W publikacji pojawiły się zarzuty zagrożenia przejrzystości rynku, zachwiania równej konkurencji i obawa o jakość sprawozdań finansowych w przypadku umożliwienia biegłym rewidentom świadczenia usług doradczych. Autor tej krytyki wskazał również unijną dyrektywę audytorską, która jednoznacznie miałaby ograniczać rewidentom możliwość świadczenia doradztwa swoim klientom. Zdaniem Krzysztofa Burnosa to błędne rozumienie dyrektywy.

- Jestem przekonany, że świadczenie usług doradczych przez audytorów nie tylko nie jest sprzeczne z założeniami dyrektywy, ale leży w dobrze rozumianym interesie rynku - wyjaśnia Burnos i dodaje, że autorom dyrektywy nie chodziło o regulowanie dostępu do usług doradztwa biznesowego, a jedynie zakazania biegłemu wykonywania tych usług na rzecz spółek, których efekt znajduje się w sprawozdaniu finansowym. Celem reformy nie było zaś ograniczenie dostępu spółek do wszystkich usług doradczych ze strony biegłych rewidentów. Celem była równowaga między wzmocnieniem niezależności a utrzymaniem dostępu spółek do wiedzy audytora o firmie. - Bo ta wiedza to także dostęp do usługi najwyższej jakości - dodaje.
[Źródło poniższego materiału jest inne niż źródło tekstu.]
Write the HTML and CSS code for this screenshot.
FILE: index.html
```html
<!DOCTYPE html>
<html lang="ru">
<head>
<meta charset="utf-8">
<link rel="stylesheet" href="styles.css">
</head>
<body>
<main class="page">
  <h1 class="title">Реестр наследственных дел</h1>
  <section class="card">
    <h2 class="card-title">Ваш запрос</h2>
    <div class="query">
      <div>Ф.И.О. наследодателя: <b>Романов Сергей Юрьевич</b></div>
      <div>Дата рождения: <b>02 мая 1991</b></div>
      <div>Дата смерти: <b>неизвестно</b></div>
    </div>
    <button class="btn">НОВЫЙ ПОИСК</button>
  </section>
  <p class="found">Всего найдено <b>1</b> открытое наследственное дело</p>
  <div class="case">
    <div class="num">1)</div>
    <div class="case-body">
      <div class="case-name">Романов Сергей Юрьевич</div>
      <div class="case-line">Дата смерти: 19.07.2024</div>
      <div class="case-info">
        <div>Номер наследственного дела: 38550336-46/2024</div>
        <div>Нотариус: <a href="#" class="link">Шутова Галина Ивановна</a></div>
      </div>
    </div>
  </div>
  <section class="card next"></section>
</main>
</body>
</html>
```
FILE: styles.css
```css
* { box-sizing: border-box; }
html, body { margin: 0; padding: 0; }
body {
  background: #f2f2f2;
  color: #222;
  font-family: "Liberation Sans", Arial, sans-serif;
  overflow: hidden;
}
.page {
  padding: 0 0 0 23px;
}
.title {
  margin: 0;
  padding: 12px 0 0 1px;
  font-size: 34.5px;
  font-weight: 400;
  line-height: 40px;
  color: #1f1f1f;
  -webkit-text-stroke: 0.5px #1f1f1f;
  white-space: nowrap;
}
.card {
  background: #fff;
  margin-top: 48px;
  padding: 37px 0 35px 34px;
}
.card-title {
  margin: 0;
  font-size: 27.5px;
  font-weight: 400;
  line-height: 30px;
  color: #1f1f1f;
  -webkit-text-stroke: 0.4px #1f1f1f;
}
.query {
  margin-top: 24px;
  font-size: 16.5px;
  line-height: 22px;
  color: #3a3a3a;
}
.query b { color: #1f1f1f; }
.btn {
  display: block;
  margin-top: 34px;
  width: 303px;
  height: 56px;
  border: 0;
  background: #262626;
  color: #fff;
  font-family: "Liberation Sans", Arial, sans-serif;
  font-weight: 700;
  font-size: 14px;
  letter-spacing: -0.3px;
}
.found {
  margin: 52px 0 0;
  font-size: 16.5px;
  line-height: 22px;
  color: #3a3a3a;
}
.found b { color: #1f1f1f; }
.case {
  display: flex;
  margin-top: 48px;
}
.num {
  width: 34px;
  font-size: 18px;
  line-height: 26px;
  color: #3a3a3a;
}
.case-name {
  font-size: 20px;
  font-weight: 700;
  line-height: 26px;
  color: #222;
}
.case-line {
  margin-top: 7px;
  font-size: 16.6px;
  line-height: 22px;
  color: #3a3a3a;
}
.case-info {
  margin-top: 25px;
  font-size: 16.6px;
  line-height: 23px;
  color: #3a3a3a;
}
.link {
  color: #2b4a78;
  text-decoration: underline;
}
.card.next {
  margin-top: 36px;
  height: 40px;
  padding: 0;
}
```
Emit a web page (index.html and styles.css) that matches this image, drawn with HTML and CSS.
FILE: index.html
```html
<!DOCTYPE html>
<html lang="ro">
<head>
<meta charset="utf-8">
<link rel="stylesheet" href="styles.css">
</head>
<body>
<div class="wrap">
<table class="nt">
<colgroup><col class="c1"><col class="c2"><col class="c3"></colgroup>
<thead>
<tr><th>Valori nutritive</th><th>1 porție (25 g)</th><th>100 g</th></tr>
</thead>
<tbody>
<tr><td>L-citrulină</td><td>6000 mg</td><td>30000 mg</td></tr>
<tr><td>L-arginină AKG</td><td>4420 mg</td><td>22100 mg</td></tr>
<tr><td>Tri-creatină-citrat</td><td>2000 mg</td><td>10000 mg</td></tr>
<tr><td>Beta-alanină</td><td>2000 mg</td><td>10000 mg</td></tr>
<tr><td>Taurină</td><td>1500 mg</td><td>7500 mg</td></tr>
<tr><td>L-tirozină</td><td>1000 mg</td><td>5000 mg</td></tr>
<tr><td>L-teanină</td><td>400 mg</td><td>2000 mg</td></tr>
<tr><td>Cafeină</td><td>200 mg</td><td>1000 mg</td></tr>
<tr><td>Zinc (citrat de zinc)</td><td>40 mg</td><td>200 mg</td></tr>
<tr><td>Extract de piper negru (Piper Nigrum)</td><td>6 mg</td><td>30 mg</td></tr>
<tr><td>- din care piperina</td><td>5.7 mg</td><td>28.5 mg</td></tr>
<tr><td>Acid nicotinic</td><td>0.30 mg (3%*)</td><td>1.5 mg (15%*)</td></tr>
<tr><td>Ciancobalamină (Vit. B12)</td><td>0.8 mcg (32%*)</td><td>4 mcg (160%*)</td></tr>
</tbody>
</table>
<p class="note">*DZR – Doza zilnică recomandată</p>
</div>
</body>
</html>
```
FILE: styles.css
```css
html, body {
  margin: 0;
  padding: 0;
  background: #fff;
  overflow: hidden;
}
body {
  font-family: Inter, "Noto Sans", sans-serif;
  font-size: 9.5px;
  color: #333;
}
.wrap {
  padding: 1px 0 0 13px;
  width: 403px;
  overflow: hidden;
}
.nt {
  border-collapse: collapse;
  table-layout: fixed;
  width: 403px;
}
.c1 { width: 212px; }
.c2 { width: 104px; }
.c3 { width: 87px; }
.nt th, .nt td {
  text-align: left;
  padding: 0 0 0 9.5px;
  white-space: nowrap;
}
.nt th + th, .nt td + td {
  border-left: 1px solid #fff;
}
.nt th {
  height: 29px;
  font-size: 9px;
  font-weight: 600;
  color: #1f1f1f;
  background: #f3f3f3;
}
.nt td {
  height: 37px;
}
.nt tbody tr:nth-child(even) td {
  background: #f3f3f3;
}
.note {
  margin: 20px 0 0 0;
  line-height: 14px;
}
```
Ekspert przypomina przy okazji, że już unijne przepisy wprowadzają szereg instrumentów zabezpieczających obiektywizm biegłego. To chociażby wymóg, aby wartość innych usług w relacji do wynagrodzenia za badanie nie stanowiła określonego udziału. To obowiązek poddania firm audytorskich nadzorowi publicznemu. To także rotacja firm audytorskich. W końcu to nowa, znacznie rozszerzona, rola komitetu audytu, który sprawuje w spółce nadzór nad niezależnością biegłego rewidenta i potwierdza, że dana usługa nie stoi w konflikcie z zasadą niezależności. - To tutaj dyrektywa wskazuje mechanizmy podnoszące jakość i niezależność badania, a nie w szeregu zakazów nakładanych na biegłych - dodaje Burnos.

Jego zdaniem warto zastanowić się, czy faktycznie chodzi tu o troskę o rynek i bezpieczeństwo inwestorów, czy jednak na bazie fałszywych przesłanek stara się działać na rzecz ustawowego ograniczenia rynku usług audytorskich – w tym wypadku na rzecz doradców podatkowych. - Żadna licząca się organizacja czy instytucja zrzeszająca przedsiębiorców, która brała udział w konsultacjach społecznych nad ustawą o biegłych rewidentach nie tylko nie formułowała podobnych postulatów, aby ograniczyć przedsiębiorcom dostęp do usług doradczych biegłych rewidentów, ale wręcz przeciwnie – jest im zdecydowanie przeciwna. Dlaczego zatem kosztem naszej profesji chce się wzmacniać pozycję rynkową innego zawodu? Czy pod szczytnym hasłem wzmocnienia niezależności audytora nie dochodzi do próby wpływania na ustawodawcę, celem ustawowego ograniczenia usług jednej profesji na rzecz drugiej? Czy tak rozumiana równowaga konkurencyjna rzeczywiście jest w interesie klientów? - pyta na koniec Krzysztof Burnos.